PROBLEM:
Copy all of the material exactly. Pictures are not to appear in the copy.

INFORMATION SHOWN:
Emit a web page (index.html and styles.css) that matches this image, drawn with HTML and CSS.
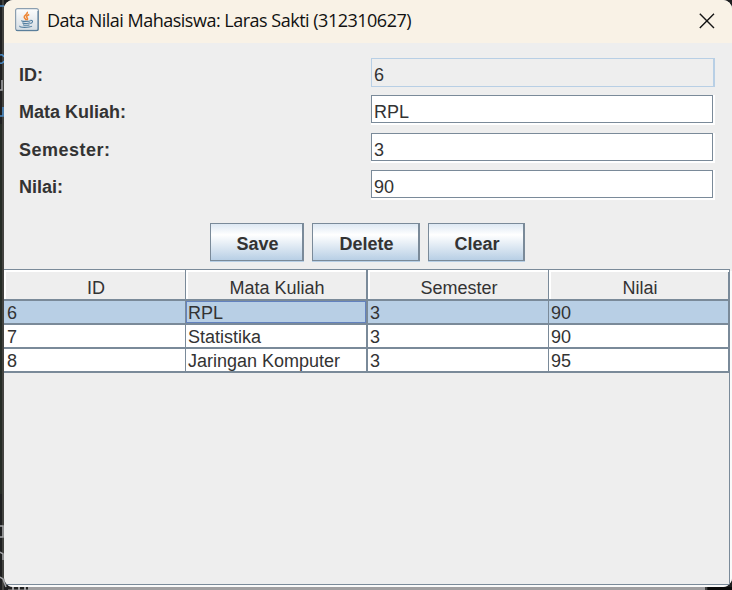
FILE: index.html
```
<!DOCTYPE html>
<html lang="id">
<head>
<meta charset="utf-8">
<title>Data Nilai Mahasiswa</title>
<link rel="stylesheet" href="styles.css">
</head>
<body>
<svg class="backdrop" width="732" height="590" aria-hidden="true">
  <rect width="732" height="590" fill="#1e1f20"/>
  <rect y="124" width="4" height="370" fill="#252b25"/>
  <rect x="2" width="2" height="590" fill="#42423f"/>
  <path d="M0 6h4M0 55q3-1 4 2M0 63q3 1 4-2M0 116h3v-9" fill="none" stroke="#4a89c4" stroke-width="1.6"/>
  <path d="M0 90h2v-10M0 526h3v11H0M0 552l3 2v6M0 577l3 2 3 8" fill="none" stroke="#a5a6a9" stroke-width="1.5"/>
  <rect x="8" y="587" width="699" height="3" fill="#a09fa1"/>
  <path d="M8 588h20" stroke="#222" stroke-width="3" stroke-dasharray="4 2"/>
  <path d="M706 587v3" stroke="#444" stroke-width="2"/>
  <rect x="708" y="587" width="24" height="3" fill="#0c0c0c"/>
</svg>
<main class="window">
  <header class="titlebar">
    <svg class="java" width="24" height="24" viewBox="0 0 24 24">
      <defs><linearGradient id="tile" x1="0" y1="0" x2="0" y2="1"><stop offset="0" stop-color="#fdfdfd"/><stop offset="1" stop-color="#d5dde4"/></linearGradient></defs>
      <rect x=".6" y=".6" width="22.8" height="22" rx="2" fill="url(#tile)" stroke="#8c9fb0" stroke-width="1.2"/>
      <path d="M1 22.4h22V3" fill="none" stroke="#557b99" stroke-width="1"/>
      <path d="M12.3 3.8c1 2.3-3.3 3.4-3.1 5.3.1 1.2 1.6 2 2 3.1M14.2 6.5c-2.7 1.2-3.2 2.2-2 3.5.7.8.4 1.5-.5 2.1" fill="none" stroke="#ee8534" stroke-width="1.5"/>
      <path d="M7 12.6c-1.8.9 7 1.1 8.8 0M7.3 14.7c1.6 1 6 1 7.7 0M8 16.7c1.5.8 5 .8 6.5 0M15.5 12.4c3.2-.4 2.3 2.4-.2 3M5 17.9c-1.6 2 9.5 1.8 12 .2" fill="none" stroke="#527e9f" stroke-width="1.1"/>
    </svg>
    <h1>Data Nilai Mahasiswa: Laras Sakti (312310627)</h1>
    <svg class="close" width="16" height="16" viewBox="0 0 16 16"><path d="M.8.8 15 15M15 .8.8 15" stroke="#151515" stroke-width="1.4"/></svg>
  </header>
  <form class="form">
    <div class="field"><label>ID:</label><div class="input disabled">6</div></div>
    <div class="field"><label>Mata Kuliah:</label><div class="input"><span>RPL</span></div></div>
    <div class="field low"><label class="wide">Semester:</label><div class="input"><span>3</span></div></div>
    <div class="field"><label>Nilai:</label><div class="input"><span>90</span></div></div>
  </form>
  <div class="actions">
    <button class="save" type="button">Save</button>
    <button class="delete" type="button">Delete</button>
    <button class="clear" type="button">Clear</button>
  </div>
  <section class="scroll">
    <div class="row head"><div>ID</div><div>Mata Kuliah</div><div>Semester</div><div>Nilai</div></div>
    <div class="row selected"><div>6</div><div class="focus">RPL</div><div>3</div><div>90</div></div>
    <div class="row"><div>7</div><div>Statistika</div><div>3</div><div>90</div></div>
    <div class="row"><div>8</div><div>Jaringan Komputer</div><div>3</div><div>95</div></div>
  </section>
</main>
</body>
</html>
```
FILE: styles.css
```
* { box-sizing: border-box; }
body { margin: 0; width: 732px; height: 590px; overflow: hidden; font-family: "Liberation Sans", Arial, sans-serif; font-size: 18px; color: #333; }
.backdrop { position: absolute; top: 0; left: 0; z-index: -1; }
.window { margin-left: 4px; width: 728px; height: 587px; background: #eee; border-radius: 9px; overflow: hidden; }
.titlebar { display: flex; height: 43px; background: #f9f2e6; padding: 8px 17px 0 11px; }
.titlebar h1 { margin: 0 0 0 8px; font: 400 18px/25px "Open Sans", sans-serif; letter-spacing: -0.5px; color: #111; white-space: nowrap; }
.close { margin: 5px 0 0 auto; }
.form { height: 180px; padding: 15px 17px 0 15px; }
.field { display: flex; height: 37px; }
.field.low { padding-top: 1px; height: 38px; }
.field label { width: 352px; line-height: 34px; font-weight: bold; }
.field .wide { letter-spacing: 0.5px; }
.input { width: 344px; height: 30px; line-height: 32px; background: #fff; }
.input span { display: block; width: 342px; height: 28px; padding-left: 2px; border: 1px solid #7a8a99; line-height: 33px; }
.disabled { height: 29px; background: #eee; border: 1px solid #b8cfe5; border-right-width: 2px; padding-left: 2px; }
.actions { display: flex; gap: 8px; height: 46px; padding-left: 206px; }
button { height: 38px; margin: 0; padding: 5px 0 0 2px; border: 1px solid #7a8a99; border-right-width: 2px; border-radius: 0; box-shadow: 0 1px #b8cfe5; background: linear-gradient(#dde8f3 0, #fff 30%, #b8cfe5 100%); font: bold 18px "Liberation Sans", Arial, sans-serif; color: #333; }
.save { width: 94px; }
.delete { width: 108px; }
.clear { width: 97px; }
.scroll { width: 726px; height: 316px; border: 1px solid #7a8a99; border-left: 0; box-shadow: 2px 2px #fafafa; }
.row { display: grid; grid-template-columns: 182px 182px 181px 180px; width: 725px; height: 24px; border-bottom: 2px solid #7a8a99; border-right: 1px solid #7a8a99; line-height: 25px; background: #fff; }
.row > div { height: 22px; padding-left: 2px; border-right: 1px solid #7a8a99; }
.row > div:first-child { padding-left: 3px; }
.row > div:nth-child(2) { border-right-width: 2px; }
.row > div:last-child { border-right: 0; }
.head { height: 31px; background: #eee; line-height: 36px; text-align: center; }
.head > div { height: 29px; box-shadow: inset 2px 2px #fff; }
.selected { background: #b8cfe5; }
.selected .focus { box-shadow: inset 0 0 0 1px #6382bf; }
```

ANSWER IN FULL:
Emit a web page (index.html and styles.css) that matches this image, drawn with HTML and CSS.
FILE: index.html
```
<!DOCTYPE html>
<html lang="id">
<head>
<meta charset="utf-8">
<title>Data Nilai Mahasiswa</title>
<link rel="stylesheet" href="styles.css">
</head>
<body>
<svg class="backdrop" width="732" height="590" aria-hidden="true">
  <rect width="732" height="590" fill="#1e1f20"/>
  <rect y="124" width="4" height="370" fill="#252b25"/>
  <rect x="2" width="2" height="590" fill="#42423f"/>
  <path d="M0 6h4M0 55q3-1 4 2M0 63q3 1 4-2M0 116h3v-9" fill="none" stroke="#4a89c4" stroke-width="1.6"/>
  <path d="M0 90h2v-10M0 526h3v11H0M0 552l3 2v6M0 577l3 2 3 8" fill="none" stroke="#a5a6a9" stroke-width="1.5"/>
  <rect x="8" y="587" width="699" height="3" fill="#a09fa1"/>
  <path d="M8 588h20" stroke="#222" stroke-width="3" stroke-dasharray="4 2"/>
  <path d="M706 587v3" stroke="#444" stroke-width="2"/>
  <rect x="708" y="587" width="24" height="3" fill="#0c0c0c"/>
</svg>
<main class="window">
  <header class="titlebar">
    <svg class="java" width="24" height="24" viewBox="0 0 24 24">
      <defs><linearGradient id="tile" x1="0" y1="0" x2="0" y2="1"><stop offset="0" stop-color="#fdfdfd"/><stop offset="1" stop-color="#d5dde4"/></linearGradient></defs>
      <rect x=".6" y=".6" width="22.8" height="22" rx="2" fill="url(#tile)" stroke="#8c9fb0" stroke-width="1.2"/>
      <path d="M1 22.4h22V3" fill="none" stroke="#557b99" stroke-width="1"/>
      <path d="M12.3 3.8c1 2.3-3.3 3.4-3.1 5.3.1 1.2 1.6 2 2 3.1M14.2 6.5c-2.7 1.2-3.2 2.2-2 3.5.7.8.4 1.5-.5 2.1" fill="none" stroke="#ee8534" stroke-width="1.5"/>
      <path d="M7 12.6c-1.8.9 7 1.1 8.8 0M7.3 14.7c1.6 1 6 1 7.7 0M8 16.7c1.5.8 5 .8 6.5 0M15.5 12.4c3.2-.4 2.3 2.4-.2 3M5 17.9c-1.6 2 9.5 1.8 12 .2" fill="none" stroke="#527e9f" stroke-width="1.1"/>
    </svg>
    <h1>Data Nilai Mahasiswa: Laras Sakti (312310627)</h1>
    <svg class="close" width="16" height="16" viewBox="0 0 16 16"><path d="M.8.8 15 15M15 .8.8 15" stroke="#151515" stroke-width="1.4"/></svg>
  </header>
  <form class="form">
    <div class="field"><label>ID:</label><div class="input disabled">6</div></div>
    <div class="field"><label>Mata Kuliah:</label><div class="input"><span>RPL</span></div></div>
    <div class="field low"><label class="wide">Semester:</label><div class="input"><span>3</span></div></div>
    <div class="field"><label>Nilai:</label><div class="input"><span>90</span></div></div>
  </form>
  <div class="actions">
    <button class="save" type="button">Save</button>
    <button class="delete" type="button">Delete</button>
    <button class="clear" type="button">Clear</button>
  </div>
  <section class="scroll">
    <div class="row head"><div>ID</div><div>Mata Kuliah</div><div>Semester</div><div>Nilai</div></div>
    <div class="row selected"><div>6</div><div class="focus">RPL</div><div>3</div><div>90</div></div>
    <div class="row"><div>7</div><div>Statistika</div><div>3</div><div>90</div></div>
    <div class="row"><div>8</div><div>Jaringan Komputer</div><div>3</div><div>95</div></div>
  </section>
</main>
</body>
</html>
```
FILE: styles.css
```
* { box-sizing: border-box; }
body { margin: 0; width: 732px; height: 590px; overflow: hidden; font-family: "Liberation Sans", Arial, sans-serif; font-size: 18px; color: #333; }
.backdrop { position: absolute; top: 0; left: 0; z-index: -1; }
.window { margin-left: 4px; width: 728px; height: 587px; background: #eee; border-radius: 9px; overflow: hidden; }
.titlebar { display: flex; height: 43px; background: #f9f2e6; padding: 8px 17px 0 11px; }
.titlebar h1 { margin: 0 0 0 8px; font: 400 18px/25px "Open Sans", sans-serif; letter-spacing: -0.5px; color: #111; white-space: nowrap; }
.close { margin: 5px 0 0 auto; }
.form { height: 180px; padding: 15px 17px 0 15px; }
.field { display: flex; height: 37px; }
.field.low { padding-top: 1px; height: 38px; }
.field label { width: 352px; line-height: 34px; font-weight: bold; }
.field .wide { letter-spacing: 0.5px; }
.input { width: 344px; height: 30px; line-height: 32px; background: #fff; }
.input span { display: block; width: 342px; height: 28px; padding-left: 2px; border: 1px solid #7a8a99; line-height: 33px; }
.disabled { height: 29px; background: #eee; border: 1px solid #b8cfe5; border-right-width: 2px; padding-left: 2px; }
.actions { display: flex; gap: 8px; height: 46px; padding-left: 206px; }
button { height: 38px; margin: 0; padding: 5px 0 0 2px; border: 1px solid #7a8a99; border-right-width: 2px; border-radius: 0; box-shadow: 0 1px #b8cfe5; background: linear-gradient(#dde8f3 0, #fff 30%, #b8cfe5 100%); font: bold 18px "Liberation Sans", Arial, sans-serif; color: #333; }
.save { width: 94px; }
.delete { width: 108px; }
.clear { width: 97px; }
.scroll { width: 726px; height: 316px; border: 1px solid #7a8a99; border-left: 0; box-shadow: 2px 2px #fafafa; }
.row { display: grid; grid-template-columns: 182px 182px 181px 180px; width: 725px; height: 24px; border-bottom: 2px solid #7a8a99; border-right: 1px solid #7a8a99; line-height: 25px; background: #fff; }
.row > div { height: 22px; padding-left: 2px; border-right: 1px solid #7a8a99; }
.row > div:first-child { padding-left: 3px; }
.row > div:nth-child(2) { border-right-width: 2px; }
.row > div:last-child { border-right: 0; }
.head { height: 31px; background: #eee; line-height: 36px; text-align: center; }
.head > div { height: 29px; box-shadow: inset 2px 2px #fff; }
.selected { background: #b8cfe5; }
.selected .focus { box-shadow: inset 0 0 0 1px #6382bf; }
```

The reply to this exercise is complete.